Сами по себе лесные посиделки — уже абсолютная гарантия, что скоро этих ребят не будет в живых. Но они не обсуждают смерть и награды, которые за ней последуют, — то, ради чего многие и полезли в джихад. Они обсуждают жизнь.

Из съемки ясно: все представленные в ней люди в свободное от боев время вели открытый образ жизни. Если одиозные лидеры подполья не могут этого себе позволить, так как их знает в лицо стар и млад, то террористы помельче до такой степени соблюдать инкогнито не обязаны.

Из ролика ясно и другое: каналы снабжения лагерей провизией хорошо налажены. Кто-то же доставил в удаленный лесной блиндаж все эти ящики с провизией!

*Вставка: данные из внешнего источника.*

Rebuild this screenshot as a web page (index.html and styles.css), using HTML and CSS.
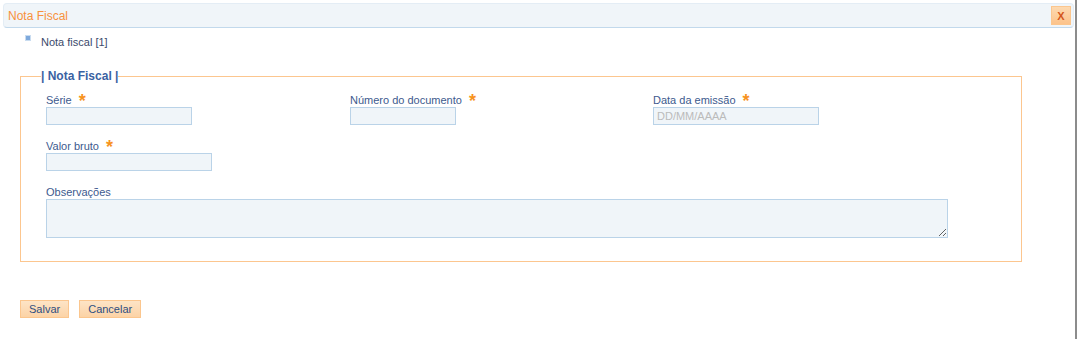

Есть и другие съемки, подтверждающие, что мирное население боевиков не так уж чурается: вот сидит посреди леса очередной амир с «калашниковым» в руках, доносит до слушателей политику Имарата. А за спиной у него кудахчут куры, разведением которых боевики вряд ли занимаются.

Проповеди покойного Саида Бурятского тоже, очевидно, были популярны не только в лесу: его охотно слушали и в селах. Есть ролики, снятые в жилье. Саид сидит в кресле. Перед объективом время от времени пробегают дети. Ясно, что это не штаб бандформирования, а обычный дом, каких на Кавказе тысячи. Саид Бурятский мог гостить в любом из них — и, наверное, мало где ему бы отказали.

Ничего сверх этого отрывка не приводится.